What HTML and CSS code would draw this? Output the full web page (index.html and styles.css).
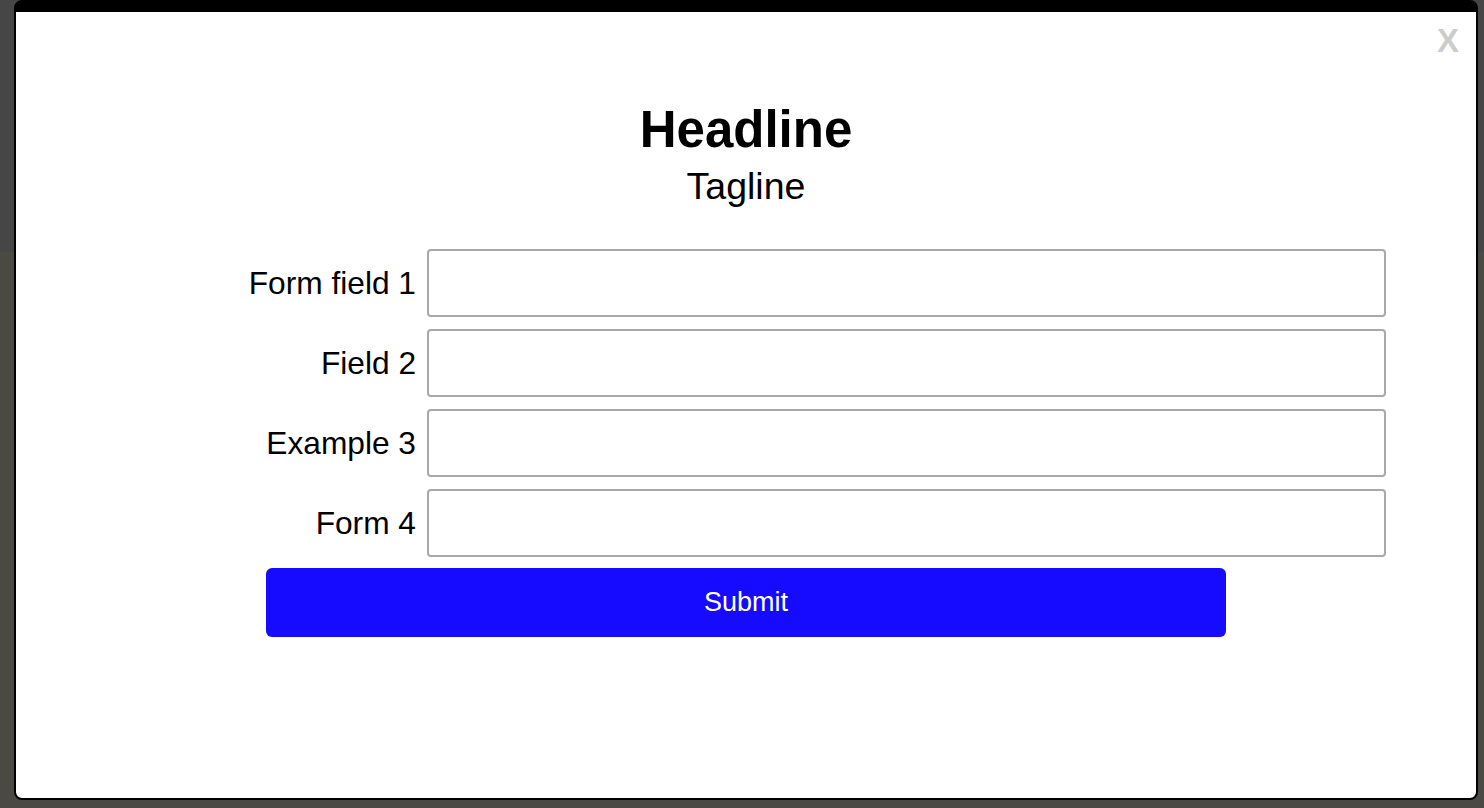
FILE: index.html
```html
<!DOCTYPE html>
<html lang="en">
<head>
<meta charset="utf-8">
<title>Modal form</title>
<link rel="stylesheet" href="styles.css">
</head>
<body>
<div class="modal">
  <span class="close">X</span>
  <h1 class="headline">Headline</h1>
  <p class="tagline">Tagline</p>
  <form class="form">
    <div class="row"><label class="label">Form field 1</label><input class="input" type="text"></div>
    <div class="row"><label class="label">Field 2</label><input class="input" type="text"></div>
    <div class="row"><label class="label">Example 3</label><input class="input" type="text"></div>
    <div class="row"><label class="label">Form 4</label><input class="input" type="text"></div>
    <button class="submit" type="button">Submit</button>
  </form>
</div>
</body>
</html>
```
FILE: styles.css
```css
html, body {
  margin: 0;
  padding: 0;
}
body {
  width: 1484px;
  height: 808px;
  overflow: hidden;
  background: linear-gradient(#464646 0, #464646 252px, #4a4944 252px, #4a4944 100%);
  font-family: "Liberation Sans", Arial, sans-serif;
  color: #000;
}
.modal {
  position: relative;
  box-sizing: border-box;
  margin-left: 14px;
  width: 1464px;
  height: 800px;
  background: #fff;
  border: 2px solid #000;
  border-top-width: 12px;
  border-radius: 8px;
  display: flex;
  flex-direction: column;
  align-items: center;
}
.close {
  position: absolute;
  top: 12px;
  right: 17px;
  font-size: 33px;
  line-height: 33px;
  font-weight: bold;
  color: #cccccc;
}
.headline {
  margin: 90px 0 0;
  font-size: 51px;
  line-height: 56px;
  font-weight: bold;
}
.tagline {
  margin: 7px 0 0;
  font-size: 37.5px;
  line-height: 42px;
}
.form {
  margin-top: 42px;
  width: 960px;
  display: flex;
  flex-direction: column;
  gap: 12px;
}
.row {
  display: flex;
  align-items: center;
  height: 68px;
}
.label {
  flex: none;
  width: 180px;
  margin-left: -30px;
  margin-right: 11px;
  text-align: right;
  font-size: 31.7px;
  white-space: nowrap;
}
.input {
  flex: none;
  box-sizing: border-box;
  width: 959px;
  height: 68px;
  margin: 0;
  border: 2px solid #a9a9a9;
  border-radius: 4px;
  background: #fff;
  font-family: inherit;
  font-size: 26px;
  padding: 0 10px;
}
.submit {
  box-sizing: border-box;
  margin-top: -1px;
  width: 960px;
  height: 69px;
  border: none;
  border-radius: 6px;
  background: #160bff;
  color: #fff;
  font-family: inherit;
  font-size: 27px;
  cursor: pointer;
}
```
━━━━
Objective:
Write out the whole listing again, exactly, with no pictures.

Answer:
What HTML and CSS code would draw this? Output the full web page (index.html and styles.css).
FILE: index.html
```html
<!DOCTYPE html>
<html lang="en">
<head>
<meta charset="utf-8">
<title>Modal form</title>
<link rel="stylesheet" href="styles.css">
</head>
<body>
<div class="modal">
  <span class="close">X</span>
  <h1 class="headline">Headline</h1>
  <p class="tagline">Tagline</p>
  <form class="form">
    <div class="row"><label class="label">Form field 1</label><input class="input" type="text"></div>
    <div class="row"><label class="label">Field 2</label><input class="input" type="text"></div>
    <div class="row"><label class="label">Example 3</label><input class="input" type="text"></div>
    <div class="row"><label class="label">Form 4</label><input class="input" type="text"></div>
    <button class="submit" type="button">Submit</button>
  </form>
</div>
</body>
</html>
```
FILE: styles.css
```css
html, body {
  margin: 0;
  padding: 0;
}
body {
  width: 1484px;
  height: 808px;
  overflow: hidden;
  background: linear-gradient(#464646 0, #464646 252px, #4a4944 252px, #4a4944 100%);
  font-family: "Liberation Sans", Arial, sans-serif;
  color: #000;
}
.modal {
  position: relative;
  box-sizing: border-box;
  margin-left: 14px;
  width: 1464px;
  height: 800px;
  background: #fff;
  border: 2px solid #000;
  border-top-width: 12px;
  border-radius: 8px;
  display: flex;
  flex-direction: column;
  align-items: center;
}
.close {
  position: absolute;
  top: 12px;
  right: 17px;
  font-size: 33px;
  line-height: 33px;
  font-weight: bold;
  color: #cccccc;
}
.headline {
  margin: 90px 0 0;
  font-size: 51px;
  line-height: 56px;
  font-weight: bold;
}
.tagline {
  margin: 7px 0 0;
  font-size: 37.5px;
  line-height: 42px;
}
.form {
  margin-top: 42px;
  width: 960px;
  display: flex;
  flex-direction: column;
  gap: 12px;
}
.row {
  display: flex;
  align-items: center;
  height: 68px;
}
.label {
  flex: none;
  width: 180px;
  margin-left: -30px;
  margin-right: 11px;
  text-align: right;
  font-size: 31.7px;
  white-space: nowrap;
}
.input {
  flex: none;
  box-sizing: border-box;
  width: 959px;
  height: 68px;
  margin: 0;
  border: 2px solid #a9a9a9;
  border-radius: 4px;
  background: #fff;
  font-family: inherit;
  font-size: 26px;
  padding: 0 10px;
}
.submit {
  box-sizing: border-box;
  margin-top: -1px;
  width: 960px;
  height: 69px;
  border: none;
  border-radius: 6px;
  background: #160bff;
  color: #fff;
  font-family: inherit;
  font-size: 27px;
  cursor: pointer;
}
```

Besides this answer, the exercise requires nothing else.